After the name of the parameter I specify the type of parameter. Most of the key parameters can be either numbers (for a constant value) or an envelope.

amp-envelope [envelope]
amplitude envelope for the whole note
grain-envelope [envelope]
amplitude envelope for each individual grain
grain-envelope-end [envelope or nil]
a second amplitude envelope for each individual grain. If specified, grain-envelope-transition can be used to interpolate between both envelopes over the duration of the note.
grain-envelope-transition [envelope]
interpolation envelope for the grain envelope (used only if grain-envelope-end has been specified).
grain-duration [number or envelope]
duration in seconds of each individual grain
grain-duration-spread [number or envelope]
random deviation from grain-duration
grain-duration-limit [number]
minimum duration in seconds of a grain
srate [number or envelope]
sample rate conversion factor. The value for each grain is either a constant if the parameter is a number or is determined by the value of the envelope at the point in time where the grain starts. The sample rate conversion factor is a constant within the grain. If not overriden by the sampling rate conversion factor is specified in semitones (positive values transpose the sound up and negative values transpose down).
srate-spread [number or envelope]
random deviation the value of srate
srate-linear [t or nil]
defines the type of envelope used for the sampling rate conversion factor:
nil (the default): "srate" is expressed in fractional semitones above or below the original sampling rate (0 = no change in sampling rate conversion). The exponential envelope is approximated by a linear segment representation. The error bounds of the approximation can be set by srate-error. The base of the exponential curve can be changed by srate-base.
t: "srate" is the linear sampling rate conversion factor (1 = no change in sampling rate).
srate-error [number]
error bound for the exponential conversion
srate-base [number]
base for the exponential conversion. "2" will express the envelope in octaves. "(expt 2 (/ 12)" will express the envelope in semitones.
grain-start [number or envelope]
point in the input file where the samples are going to be read from. "0" represents the start of the input soundfile, "1" represents the end. An envelope can be used to produce arbitrary mappings over time.
grain-start-spread [number or envelope]
random deviation from the value of grain-start.
grain-density [number or envelope]
number of grains per second that will be created.
grain-density-spread [number or envelope]
random deviation from the value of grain-density.
reverse [t or nil]
"t" means the input soundfile will be read backwards (each grain will read backwards but of course this is independent from grain-start, for example we could be advancing forwards in the file but reading the samples backwards).
reverb-amount [number]
amount of sound to be sent to the reverb output stream.
grain-distance [number or envelope]
distance to the listener position (for locsig)
grain-distance-spread [number or envelope]
random deviation from the value of grain-distance
grain-degree [number or envelope]
angular position (for locsig)
grain-degree-spread [number or envelope]
random deviation from the value of grain-degree
Some examples...

Here's the "one-cut" instrument, a soundfile mangling machine... (cut.ins). Here are some parameter examples you can paste into a with-sound.

Some loop macro examples

These are examples on the use of the common lisp "loop" macro that I created for the ccrma 220b class... they might be useful.

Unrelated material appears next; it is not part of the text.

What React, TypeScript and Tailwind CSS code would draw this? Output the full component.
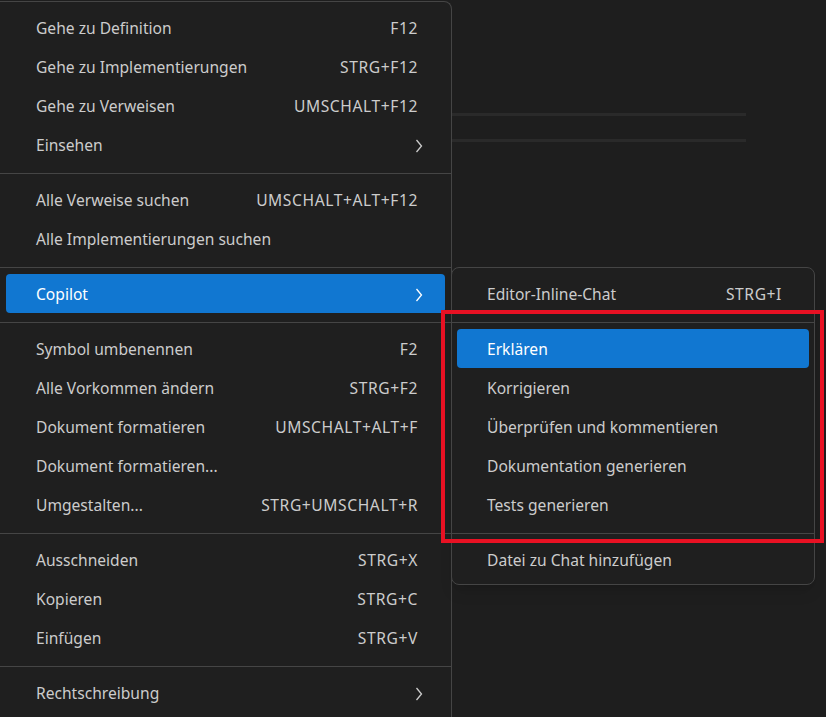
import React from 'react'

type Item = {
  label: string
  shortcut?: string
  sub?: boolean
  active?: boolean
}

const Chevron = ({ className }: { className?: string }) => (
  <svg width="8" height="14" viewBox="0 0 8 14" className={className}>
    <path d="M1.5 1 L6.5 7 L1.5 13" fill="none" stroke="currentColor" strokeWidth="1.3" />
  </svg>
)

const Separator = () => <div className="mt-[7px] mb-[8px] h-px bg-[#454545]" />

const Row = ({ item, inset = 'mx-1.5' }: { item: Item; inset?: string }) => (
  <div
    className={
      item.active
        ? `${inset} -mt-[2px] mb-[2px] flex h-[39px] items-center justify-between rounded-[4px] bg-[#1177d1] pt-[3px] pl-[30px] pr-[27px] text-white`
        : `${inset} flex h-[39px] items-center justify-between pb-px pl-[30px] pr-[27px] text-[#cccccc]`
    }
  >
    <span>{item.label}</span>
    {item.shortcut && <span className="tracking-[0.6px]">{item.shortcut}</span>}
    {item.sub && <Chevron className="-mr-[5px]" />}
  </div>
)

const mainGroups: Item[][] = [
  [
    { label: 'Gehe zu Definition', shortcut: 'F12' },
    { label: 'Gehe zu Implementierungen', shortcut: 'STRG+F12' },
    { label: 'Gehe zu Verweisen', shortcut: 'UMSCHALT+F12' },
    { label: 'Einsehen', sub: true },
  ],
  [
    { label: 'Alle Verweise suchen', shortcut: 'UMSCHALT+ALT+F12' },
    { label: 'Alle Implementierungen suchen' },
  ],
  [{ label: 'Copilot', sub: true, active: true }],
  [
    { label: 'Symbol umbenennen', shortcut: 'F2' },
    { label: 'Alle Vorkommen ändern', shortcut: 'STRG+F2' },
    { label: 'Dokument formatieren', shortcut: 'UMSCHALT+ALT+F' },
    { label: 'Dokument formatieren...' },
    { label: 'Umgestalten...', shortcut: 'STRG+UMSCHALT+R' },
  ],
  [
    { label: 'Ausschneiden', shortcut: 'STRG+X' },
    { label: 'Kopieren', shortcut: 'STRG+C' },
    { label: 'Einfügen', shortcut: 'STRG+V' },
  ],
  [{ label: 'Rechtschreibung', sub: true }],
]

const copilotGroups: Item[][] = [
  [{ label: 'Editor-Inline-Chat', shortcut: 'STRG+I' }],
  [
    { label: 'Erklären', active: true },
    { label: 'Korrigieren' },
    { label: 'Überprüfen und kommentieren' },
    { label: 'Dokumentation generieren' },
    { label: 'Tests generieren' },
  ],
  [{ label: 'Datei zu Chat hinzufügen' }],
]

const Groups = ({ groups, inset }: { groups: Item[][]; inset?: string }) => (
  <div className="flex flex-col">
    {groups.map((group, gi) => (
      <div key={gi} className="flex flex-col">
        {gi > 0 && <Separator />}
        {group.map((item) => (
          <Row key={item.label} item={item} inset={inset} />
        ))}
      </div>
    ))}
  </div>
)

export default function App() {
  return (
    <div className="relative h-[717px] w-[826px] overflow-hidden bg-[#1e1e1e] font-['Noto_Sans','Open_Sans',sans-serif] text-[15.6px]">
      <div className="flex">
        {/* main context menu */}
        <div className="mt-px h-[760px] w-[452px] shrink-0 rounded-tr-lg border-t border-r border-[#454545] bg-[#1f1f1f] pt-2">
          <Groups groups={mainGroups} />
        </div>

        {/* editor behind */}
        <div className="flex flex-col gap-[23px] pt-[113px]">
          <div className="h-[3px] w-[294px] bg-[#2a2a2a]" />
          <div className="h-[3px] w-[294px] bg-[#2a2a2a]" />
        </div>
      </div>

      {/* Copilot submenu */}
      <div className="absolute left-[451px] top-[267px] w-[364px] rounded-lg border border-[#454545] bg-[#1f1f1f] pt-2 pb-[3px] shadow-lg">
        <Groups groups={copilotGroups} inset="mx-[5px]" />
      </div>

      {/* annotation */}
      <div className="pointer-events-none absolute left-[441px] top-[310px] h-[233px] w-[383px] border-4 border-[#e81123]" />
    </div>
  )
}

So here they are, keystroke by keystroke (including typos) "what the instructor typed in" guide to the loop macro and its use in (very coarse) control of clm instruments. Some comments were added to the code to make it clearer. You will need to compile and load the fm-violin instrument to make this examples work.

If you're slightly out of your mind you can actually look at the whole thing...

Here's a pointer to the Steele's Common Lisp book chapter on the loop macro

To probe further

Use the "grani" granular synthesis instrument for processing (ie: mangling) input soundfiles. Create some interesting transformations on the input. Make soundfiles sing and or sttttttutttter. There are some soundfiles available for use (or you can roll your own). You can find a small gong in "/usr/ccrma/web/html/workshops/linux2000/lectures/8a/sounds/small-gong.snd", a small cowbell in the same directory, file name "cencerros-1.snd", a cymbal and a tubular bell... Have fun!